INFORMATION SHOWN:
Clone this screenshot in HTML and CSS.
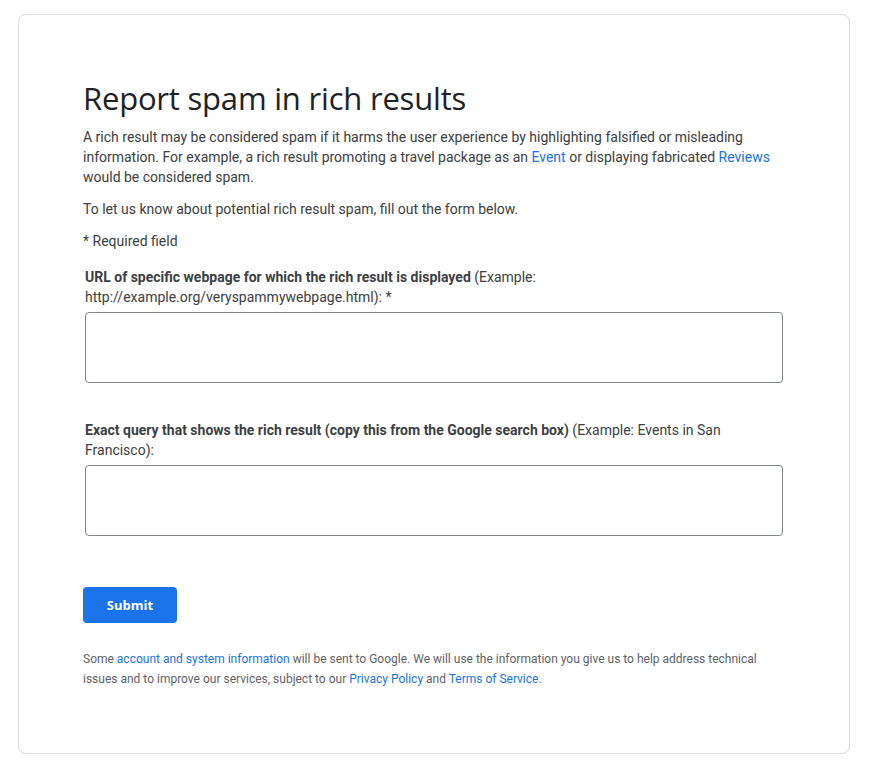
FILE: index.html
```html
<!DOCTYPE html>
<html lang="en">
<head>
<meta charset="utf-8">
<title>Report spam in rich results</title>
<link rel="stylesheet" href="styles.css">
</head>
<body>
<main class="card">
  <h1 class="title">Report spam in rich results</h1>
  <p class="text intro">A rich result may be considered spam if it harms the user experience by highlighting falsified or misleading information. For example, a rich result promoting a travel package as an <a href="#" class="link">Event</a> or displaying fabricated <a href="#" class="link">Reviews</a> would be considered spam.</p>
  <p class="text gap">To let us know about potential rich result spam, fill out the form below.</p>
  <p class="text gap">* Required field</p>
  <form class="form">
    <label class="label label-first" for="url"><b>URL of specific webpage for which the rich result is displayed</b> (Example: http://example.org/veryspammywebpage.html): *</label>
    <textarea id="url" class="field"></textarea>
    <label class="label label-next" for="query"><b>Exact query that shows the rich result (copy this from the Google search box)</b> (Example: Events in San Francisco):</label>
    <textarea id="query" class="field"></textarea>
  </form>
  <button class="submit" type="button">Submit</button>
  <p class="footer">Some <a href="#" class="link">account and system information</a> will be sent to Google. We will use the information you give us to help address technical issues and to improve our services, subject to our <a href="#" class="link">Privacy Policy</a> and <a href="#" class="link">Terms of Service</a>.</p>
</main>
</body>
</html>
```
FILE: styles.css
```css
html, body {
  margin: 0;
  padding: 0;
  background: #ffffff;
}
body {
  font-family: Roboto, "Liberation Sans", Arial, sans-serif;
  color: #3c4043;
}
.card {
  box-sizing: border-box;
  width: 832px;
  height: 740px;
  margin: 14px 0 0 18px;
  border: 1px solid #dadce0;
  border-radius: 8px;
  padding: 63px 67px 0 64px;
}
.title {
  margin: 0;
  font-family: "Open Sans", Roboto, sans-serif;
  font-weight: 400;
  font-size: 31px;
  line-height: 40px;
  color: #202124;
  letter-spacing: -0.2px;
}
.text {
  margin: 12px 0 0;
  font-size: 14px;
  line-height: 20px;
}
.intro {
  margin-top: 9px;
}
.link {
  color: #1a73e8;
  text-decoration: none;
}
.form {
  display: flex;
  flex-direction: column;
  padding-left: 2px;
}
.label {
  font-size: 14px;
  line-height: 20px;
  color: #3c4043;
}
.label b {
  font-weight: 700;
}
.label-first {
  margin-top: 16px;
}
.label-next {
  margin-top: 37px;
}
.field {
  box-sizing: border-box;
  margin: 5px 0 0;
  width: 698px;
  height: 71px;
  border: 1px solid #80868b;
  border-radius: 4px;
  resize: none;
  font-family: Roboto, sans-serif;
  font-size: 14px;
  padding: 8px;
}
.submit {
  display: block;
  margin-top: 51px;
  width: 94px;
  height: 36px;
  border: none;
  border-radius: 4px;
  background: #1a73e8;
  color: #ffffff;
  font-family: "Open Sans", Roboto, sans-serif;
  font-weight: 700;
  font-size: 13px;
  padding: 0;
}
.footer {
  margin: 26px 0 0;
  font-size: 12px;
  line-height: 20px;
  color: #5f6368;
}
```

GOAL:
Exclude the images and reproduce the remaining data exactly.

COMPLETE OUTPUT:
Clone this screenshot in HTML and CSS.
FILE: index.html
```html
<!DOCTYPE html>
<html lang="en">
<head>
<meta charset="utf-8">
<title>Report spam in rich results</title>
<link rel="stylesheet" href="styles.css">
</head>
<body>
<main class="card">
  <h1 class="title">Report spam in rich results</h1>
  <p class="text intro">A rich result may be considered spam if it harms the user experience by highlighting falsified or misleading information. For example, a rich result promoting a travel package as an <a href="#" class="link">Event</a> or displaying fabricated <a href="#" class="link">Reviews</a> would be considered spam.</p>
  <p class="text gap">To let us know about potential rich result spam, fill out the form below.</p>
  <p class="text gap">* Required field</p>
  <form class="form">
    <label class="label label-first" for="url"><b>URL of specific webpage for which the rich result is displayed</b> (Example: http://example.org/veryspammywebpage.html): *</label>
    <textarea id="url" class="field"></textarea>
    <label class="label label-next" for="query"><b>Exact query that shows the rich result (copy this from the Google search box)</b> (Example: Events in San Francisco):</label>
    <textarea id="query" class="field"></textarea>
  </form>
  <button class="submit" type="button">Submit</button>
  <p class="footer">Some <a href="#" class="link">account and system information</a> will be sent to Google. We will use the information you give us to help address technical issues and to improve our services, subject to our <a href="#" class="link">Privacy Policy</a> and <a href="#" class="link">Terms of Service</a>.</p>
</main>
</body>
</html>
```
FILE: styles.css
```css
html, body {
  margin: 0;
  padding: 0;
  background: #ffffff;
}
body {
  font-family: Roboto, "Liberation Sans", Arial, sans-serif;
  color: #3c4043;
}
.card {
  box-sizing: border-box;
  width: 832px;
  height: 740px;
  margin: 14px 0 0 18px;
  border: 1px solid #dadce0;
  border-radius: 8px;
  padding: 63px 67px 0 64px;
}
.title {
  margin: 0;
  font-family: "Open Sans", Roboto, sans-serif;
  font-weight: 400;
  font-size: 31px;
  line-height: 40px;
  color: #202124;
  letter-spacing: -0.2px;
}
.text {
  margin: 12px 0 0;
  font-size: 14px;
  line-height: 20px;
}
.intro {
  margin-top: 9px;
}
.link {
  color: #1a73e8;
  text-decoration: none;
}
.form {
  display: flex;
  flex-direction: column;
  padding-left: 2px;
}
.label {
  font-size: 14px;
  line-height: 20px;
  color: #3c4043;
}
.label b {
  font-weight: 700;
}
.label-first {
  margin-top: 16px;
}
.label-next {
  margin-top: 37px;
}
.field {
  box-sizing: border-box;
  margin: 5px 0 0;
  width: 698px;
  height: 71px;
  border: 1px solid #80868b;
  border-radius: 4px;
  resize: none;
  font-family: Roboto, sans-serif;
  font-size: 14px;
  padding: 8px;
}
.submit {
  display: block;
  margin-top: 51px;
  width: 94px;
  height: 36px;
  border: none;
  border-radius: 4px;
  background: #1a73e8;
  color: #ffffff;
  font-family: "Open Sans", Roboto, sans-serif;
  font-weight: 700;
  font-size: 13px;
  padding: 0;
}
.footer {
  margin: 26px 0 0;
  font-size: 12px;
  line-height: 20px;
  color: #5f6368;
}
```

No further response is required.